Thursday, February 21, 2008

Moscow Diaries: Power of Observation

Andrei, a colleague in Russia, said that he too was attacked in a Moscow metro once, to the dismay of all the Indians in the room. We were lunching and small-talking about lynching, the latest fashion among Russians. 23 dark-skinned people were killed in racist attacks, and 16 of them in Moscow, in the first two months of this year. The good news is , none of the dead were from the sub-continent yet.
Andrei likes Indian food. So he too was digging a spoon into the nondescript fish curry that was practically floating in oil, made by Kiran, a kannadiga caterer living in Moscow. Someone asked Andrei, 'But why you?', because he was a fair-skinned, fair-eyed, fair-haired russian citizen. There was nothing dark about him visibly, except his trousers and shoes - I know him only for two days, so I can't vouch for his heart though.
He said 'My grand father and my mother's forefathers were from Armenia! So...' and shrugged his shoulders and smiled wide. Even his teeth were white, not even yellow!

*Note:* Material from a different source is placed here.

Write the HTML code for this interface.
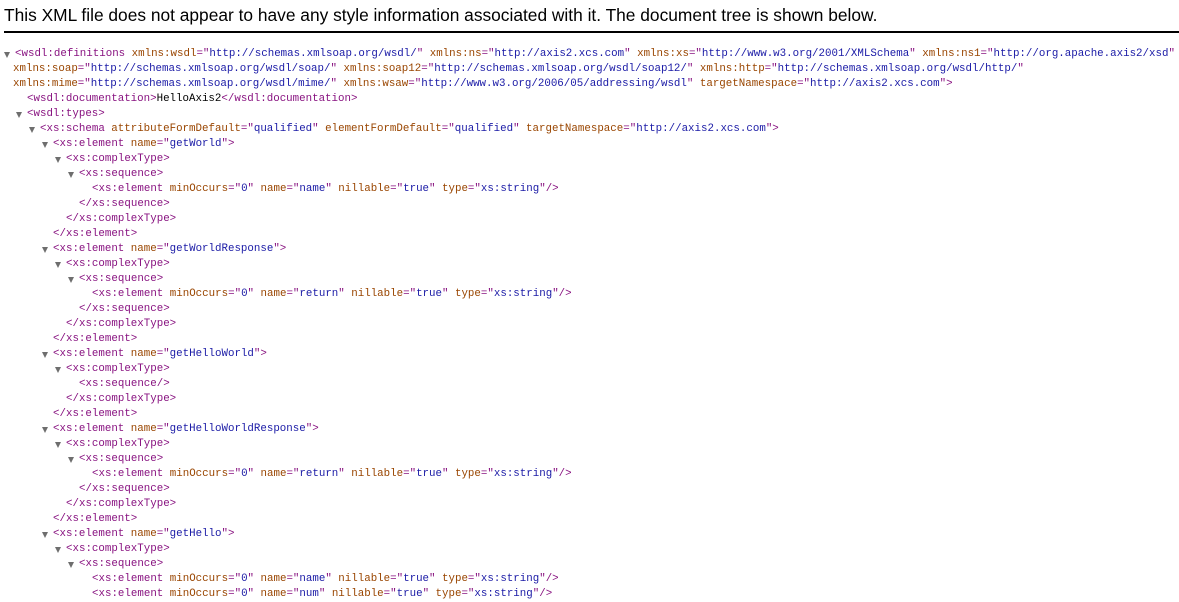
<!DOCTYPE html>
<html><head><meta charset="utf-8"><style>
body{margin:0;background:#fff;width:1179px;height:600px;overflow:hidden;position:relative}
.hdr{position:absolute;left:4px;top:5px;font-family:"Liberation Sans",sans-serif;font-size:17.35px;color:#000;white-space:nowrap}
.bar{position:absolute;left:4px;top:31px;width:1175px;height:2px;background:#000}
.t{position:absolute;top:47px;left:0;font-family:"Liberation Mono","Noto Sans CJK SC",monospace;font-size:10.8px;line-height:15px;color:#000}
.l{position:relative;height:15px;white-space:pre}
.g{color:#881280}.a{color:#994500}.v{color:#1a1aa6}
.tr{position:absolute;top:5px;width:0;height:0;border-left:3.5px solid transparent;border-right:3.5px solid transparent;border-top:6px solid #6e6e6e}
</style></head><body>
<div class="hdr">This XML file does not appear to have any style information associated with it. The document tree is shown below.</div>
<div class="bar"></div>
<div class="t"><div class="l" style="padding-left:15px"><i class="tr" style="left:4px"></i><span class="g">&lt;wsdl:definitions</span> <span class="a">xmlns:wsdl</span><span class="g">="</span><span class="v">http://schemas.xmlsoap.org/wsdl/</span><span class="g">"</span> <span class="a">xmlns:ns</span><span class="g">="</span><span class="v">http://axis2.xcs.com</span><span class="g">"</span> <span class="a">xmlns:xs</span><span class="g">="</span><span class="v">http://www.w3.org/2001/XMLSchema</span><span class="g">"</span> <span class="a">xmlns:ns1</span><span class="g">="</span><span class="v">http://org.apache.axis2/xsd</span><span class="g">"</span></div><div class="l" style="padding-left:13px"><span class="a">xmlns:soap</span><span class="g">="</span><span class="v">http://schemas.xmlsoap.org/wsdl/soap/</span><span class="g">"</span> <span class="a">xmlns:soap12</span><span class="g">="</span><span class="v">http://schemas.xmlsoap.org/wsdl/soap12/</span><span class="g">"</span> <span class="a">xmlns:http</span><span class="g">="</span><span class="v">http://schemas.xmlsoap.org/wsdl/http/</span><span class="g">"</span></div><div class="l" style="padding-left:13px"><span class="a">xmlns:mime</span><span class="g">="</span><span class="v">http://schemas.xmlsoap.org/wsdl/mime/</span><span class="g">"</span> <span class="a">xmlns:wsaw</span><span class="g">="</span><span class="v">http://www.w3.org/2006/05/addressing/wsdl</span><span class="g">"</span> <span class="a">targetNamespace</span><span class="g">="</span><span class="v">http://axis2.xcs.com</span><span class="g">"&gt;</span></div><div class="l" style="padding-left:27px"><span class="g">&lt;wsdl:documentation&gt;</span>HelloAxis2<span class="g">&lt;/wsdl:documentation&gt;</span></div><div class="l" style="padding-left:27px"><i class="tr" style="left:16px"></i><span class="g">&lt;wsdl:types&gt;</span></div><div class="l" style="padding-left:40px"><i class="tr" style="left:29px"></i><span class="g">&lt;xs:schema</span> <span class="a">attributeFormDefault</span><span class="g">="</span><span class="v">qualified</span><span class="g">"</span> <span class="a">elementFormDefault</span><span class="g">="</span><span class="v">qualified</span><span class="g">"</span> <span class="a">targetNamespace</span><span class="g">="</span><span class="v">http://axis2.xcs.com</span><span class="g">"&gt;</span></div><div class="l" style="padding-left:53px"><i class="tr" style="left:42px"></i><span class="g">&lt;xs:element</span> <span class="a">name</span><span class="g">="</span><span class="v">getWorld</span><span class="g">"&gt;</span></div><div class="l" style="padding-left:66px"><i class="tr" style="left:55px"></i><span class="g">&lt;xs:complexType&gt;</span></div><div class="l" style="padding-left:79px"><i class="tr" style="left:68px"></i><span class="g">&lt;xs:sequence&gt;</span></div><div class="l" style="padding-left:92px"><span class="g">&lt;xs:element</span> <span class="a">minOccurs</span><span class="g">="</span><span class="v">0</span><span class="g">"</span> <span class="a">name</span><span class="g">="</span><span class="v">name</span><span class="g">"</span> <span class="a">nillable</span><span class="g">="</span><span class="v">true</span><span class="g">"</span> <span class="a">type</span><span class="g">="</span><span class="v">xs:string</span><span class="g">"/&gt;</span></div><div class="l" style="padding-left:79px"><span class="g">&lt;/xs:sequence&gt;</span></div><div class="l" style="padding-left:66px"><span class="g">&lt;/xs:complexType&gt;</span></div><div class="l" style="padding-left:53px"><span class="g">&lt;/xs:element&gt;</span></div><div class="l" style="padding-left:53px"><i class="tr" style="left:42px"></i><span class="g">&lt;xs:element</span> <span class="a">name</span><span class="g">="</span><span class="v">getWorldResponse</span><span class="g">"&gt;</span></div><div class="l" style="padding-left:66px"><i class="tr" style="left:55px"></i><span class="g">&lt;xs:complexType&gt;</span></div><div class="l" style="padding-left:79px"><i class="tr" style="left:68px"></i><span class="g">&lt;xs:sequence&gt;</span></div><div class="l" style="padding-left:92px"><span class="g">&lt;xs:element</span> <span class="a">minOccurs</span><span class="g">="</span><span class="v">0</span><span class="g">"</span> <span class="a">name</span><span class="g">="</span><span class="v">return</span><span class="g">"</span> <span class="a">nillable</span><span class="g">="</span><span class="v">true</span><span class="g">"</span> <span class="a">type</span><span class="g">="</span><span class="v">xs:string</span><span class="g">"/&gt;</span></div><div class="l" style="padding-left:79px"><span class="g">&lt;/xs:sequence&gt;</span></div><div class="l" style="padding-left:66px"><span class="g">&lt;/xs:complexType&gt;</span></div><div class="l" style="padding-left:53px"><span class="g">&lt;/xs:element&gt;</span></div><div class="l" style="padding-left:53px"><i class="tr" style="left:42px"></i><span class="g">&lt;xs:element</span> <span class="a">name</span><span class="g">="</span><span class="v">getHelloWorld</span><span class="g">"&gt;</span></div><div class="l" style="padding-left:66px"><i class="tr" style="left:55px"></i><span class="g">&lt;xs:complexType&gt;</span></div><div class="l" style="padding-left:79px"><span class="g">&lt;xs:sequence/&gt;</span></div><div class="l" style="padding-left:66px"><span class="g">&lt;/xs:complexType&gt;</span></div><div class="l" style="padding-left:53px"><span class="g">&lt;/xs:element&gt;</span></div><div class="l" style="padding-left:53px"><i class="tr" style="left:42px"></i><span class="g">&lt;xs:element</span> <span class="a">name</span><span class="g">="</span><span class="v">getHelloWorldResponse</span><span class="g">"&gt;</span></div><div class="l" style="padding-left:66px"><i class="tr" style="left:55px"></i><span class="g">&lt;xs:complexType&gt;</span></div><div class="l" style="padding-left:79px"><i class="tr" style="left:68px"></i><span class="g">&lt;xs:sequence&gt;</span></div><div class="l" style="padding-left:92px"><span class="g">&lt;xs:element</span> <span class="a">minOccurs</span><span class="g">="</span><span class="v">0</span><span class="g">"</span> <span class="a">name</span><span class="g">="</span><span class="v">return</span><span class="g">"</span> <span class="a">nillable</span><span class="g">="</span><span class="v">true</span><span class="g">"</span> <span class="a">type</span><span class="g">="</span><span class="v">xs:string</span><span class="g">"/&gt;</span></div><div class="l" style="padding-left:79px"><span class="g">&lt;/xs:sequence&gt;</span></div><div class="l" style="padding-left:66px"><span class="g">&lt;/xs:complexType&gt;</span></div><div class="l" style="padding-left:53px"><span class="g">&lt;/xs:element&gt;</span></div><div class="l" style="padding-left:53px"><i class="tr" style="left:42px"></i><span class="g">&lt;xs:element</span> <span class="a">name</span><span class="g">="</span><span class="v">getHello</span><span class="g">"&gt;</span></div><div class="l" style="padding-left:66px"><i class="tr" style="left:55px"></i><span class="g">&lt;xs:complexType&gt;</span></div><div class="l" style="padding-left:79px"><i class="tr" style="left:68px"></i><span class="g">&lt;xs:sequence&gt;</span></div><div class="l" style="padding-left:92px"><span class="g">&lt;xs:element</span> <span class="a">minOccurs</span><span class="g">="</span><span class="v">0</span><span class="g">"</span> <span class="a">name</span><span class="g">="</span><span class="v">name</span><span class="g">"</span> <span class="a">nillable</span><span class="g">="</span><span class="v">true</span><span class="g">"</span> <span class="a">type</span><span class="g">="</span><span class="v">xs:string</span><span class="g">"/&gt;</span></div><div class="l" style="padding-left:92px"><span class="g">&lt;xs:element</span> <span class="a">minOccurs</span><span class="g">="</span><span class="v">0</span><span class="g">"</span> <span class="a">name</span><span class="g">="</span><span class="v">num</span><span class="g">"</span> <span class="a">nillable</span><span class="g">="</span><span class="v">true</span><span class="g">"</span> <span class="a">type</span><span class="g">="</span><span class="v">xs:string</span><span class="g">"/&gt;</span></div></div>
</body></html>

Blacks and Browns and Chinkis is understandable, but how will they make out if someone is Russian, or from a former-Soviet state like Armenia or Uzbekistan? A firang is a firang is a firang for all us Indians. Unless a guy opens his mouth, we think all fair-skinned foreigners are from Britain, and Arshad Warsi will start his tirade against their battleguns (oh, that was a joke played on us in the form of the movie 'Dhan Dhanadhan GOAL', but that's another story!)
They say the subtlest of the features, like a faintly blunt nose, skin blotches, eye-shape, shade of blonde or even walking style can be picked by a skin-head as a differntiator between Russians and the rest of the world, and he then proceeds to administer his view of the Darwin's theory of natural selection, that Mr.Adolf tried in the last century!
It also proves that a brown-skinned Indian can never become a firang, inspite of the put-on accents and italian suits. And that is irrespective of what your second cousins in Bangalore and the ex-girlfriend, now living in California, might think. The Russian skin-heads simply don't care if you are a Russian citizen too and eat Siberian Salmon for breakfast, and worst, even if you are begging for mercy in impeccable Russian language that some of their mothers would be proud of!
However, the main point and the moral of the story is: Russians have a very Keen Observation power!
How come they could never recognize James Bond then, even though it was the same Sean Connery all the time?